Btw I advise you to raise this kind of concerns on the bioBakery help forum
You are right. This is more of a usage/docs question versus a bug/issue. Do you also want bugs reports on the bioBakery help forum?
Yes both used ChocoPhlAn (our internal pipeline) based on UniRef 2019-01
That is strange indeed that a low percentage of PanPhlAn UniRef90 maps, I'll check that whenever I find the time. I've you tried mapping UniRef50 instead ?
--func_annot should be the path to a tsv file mapping UniRef90 to whatever you want. If several columns are available, you can specify the one you want with the --field argument. Basically like the annotation file provided panphlan_[species_name]_annot.tsv
Yes, the best would be bug report/code related stuff on GitHub and usage/general discussions on the forum, there should be more people interacting and checking it. On top of that is will be more convenient when questions concern several software at the same time
That is strange indeed that a low percentage of PanPhlAn UniRef90 maps, I'll check that whenever I find the time. I've you tried mapping UniRef50 instead ?

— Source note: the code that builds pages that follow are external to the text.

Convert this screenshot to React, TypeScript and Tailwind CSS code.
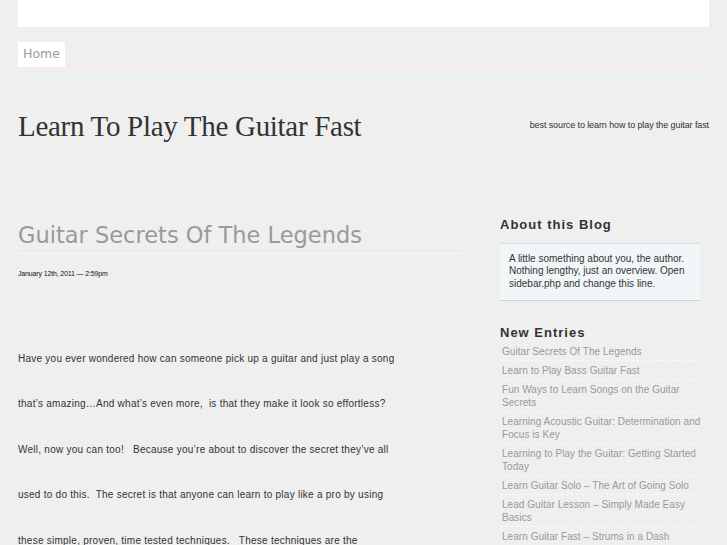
import React from "react";

const entries: string[][] = [
  ["Guitar Secrets Of The Legends"],
  ["Learn to Play Bass Guitar Fast"],
  ["Fun Ways to Learn Songs on the Guitar", "Secrets"],
  ["Learning Acoustic Guitar: Determination and", "Focus is Key"],
  ["Learning to Play the Guitar: Getting Started", "Today"],
  ["Learn Guitar Solo – The Art of Going Solo"],
  ["Lead Guitar Lesson – Simply Made Easy", "Basics"],
  ["Learn Guitar Fast – Strums in a Dash", "Results"],
];

const lines = [
  "Have you ever wondered how can someone pick up a guitar and just play a song",
  "that’s amazing…And what’s even more,  is that they make it look so effortless?",
  "Well, now you can too!   Because you’re about to discover the secret they’ve all",
  "used to do this.  The secret is that anyone can learn to play like a pro by using",
  "these simple, proven, time tested techniques.   These techniques are the",
  "same ones the pros use.",
];

export default function App() {
  return (
    <div className="h-[545px] w-full overflow-hidden bg-[#efefef] font-['Liberation_Sans',Arial,sans-serif]">
      <div className="mx-[18px] w-[691px]">
        <div className="h-[27px] bg-white" />
        <div className="mt-[15px] flex">
          <div className="flex h-[25px] w-[47px] items-center justify-center bg-white font-['DejaVu_Sans',sans-serif] text-[12.5px] text-[#9a9a9a]">
            Home
          </div>
        </div>
        <div className="mt-[11px] h-[2px] bg-[#e6f5f6]" />
        <div className="flex h-[93px] items-center justify-between">
          <div className="font-['Liberation_Serif',serif] text-[29px] tracking-[-0.3px] text-[#333] pt-[1px]">
            Learn To Play The Guitar Fast
          </div>
          <div className="text-[9px] tracking-[-0.1px] text-[#333] pb-[1px]">
            best source to learn how to play the guitar fast
          </div>
        </div>
        <div className="h-[2px] bg-[#e6f5f6]" />
        <div className="flex">
          <div className="w-[445px]">
            <div className="mt-[45px] font-['DejaVu_Sans',sans-serif] text-[22.5px] leading-[30px] text-[#9a9a9a]">
              Guitar Secrets Of The Legends
            </div>
            <div className="mt-[3px] h-px bg-[#f8f8f8]" />
            <div className="mt-[15px] text-[7px] tracking-[-0.15px] text-[#111]">
              January 12th, 2011 — 2:59pm
            </div>
            <div className="mt-[56px] text-[10px] leading-[45.5px] text-[#333] tracking-[0.25px]">
              {lines.map((l, i) => (
                <div key={i} className="whitespace-pre">{l}</div>
              ))}
            </div>
          </div>
          <div className="ml-[37px] w-[200px]">
            <div className="mt-[40px] text-[13px] font-bold tracking-[1px] text-[#333]">
              About this Blog
            </div>
            <div className="mt-[8px] border-t border-b border-t-[#dcdcdc] border-b-[#d0d0d0] bg-[#f1f7f9] px-[9px] pt-[9px] pb-[10px] text-[10px] leading-[12.5px] text-[#333]">
              A little something about you, the author. Nothing lengthy, just an overview. Open sidebar.php and change this line.
            </div>
            <div className="mt-[22px] text-[13px] font-bold tracking-[1px] text-[#333]">
              New Entries
            </div>
            <div className="-mt-px">
              {entries.map((e, i) => (
                <div
                  key={i}
                  className="border-b border-dashed border-[#fafafa] pl-[2px] pt-[3px] pb-[2px] text-[10px] leading-[13px] tracking-[0.05px] text-[#999]"
                >
                  {e.map((t, j) => (
                    <div key={j} className="whitespace-nowrap">{t}</div>
                  ))}
                </div>
              ))}
            </div>
          </div>
        </div>
      </div>
    </div>
  );
}
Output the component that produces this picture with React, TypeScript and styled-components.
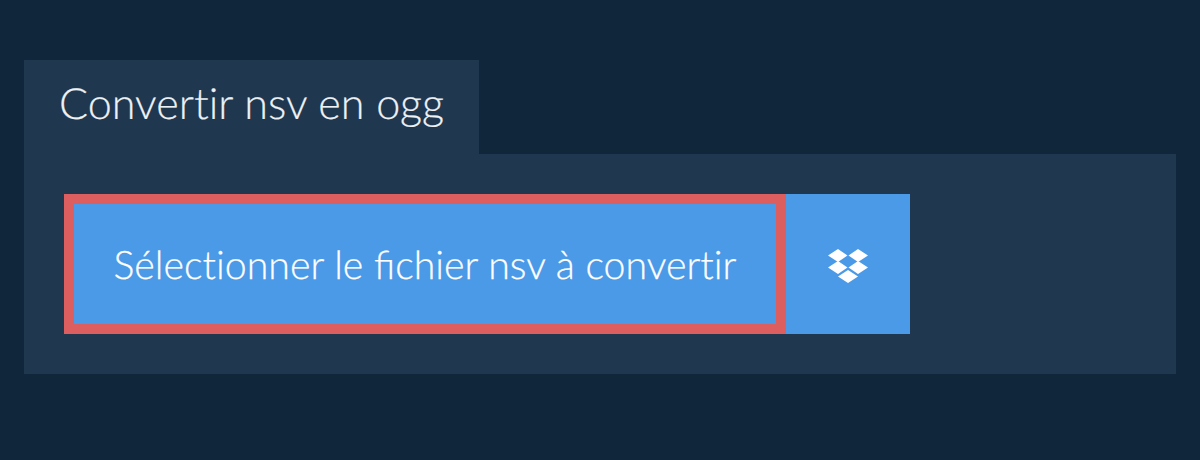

Any updates on this? Were you able to reproduce the low UniRef90 ID mapping rate?
I've you tried mapping UniRef50 instead ?
Where is the docs on using UniRef50 instead of UniRef90? In the wiki, I only see info on using UniRef90.
Hello Nick,
sorry, I've been busy with other projects in the past month and I haven't check that yet. I'll let you know when I'll have some news.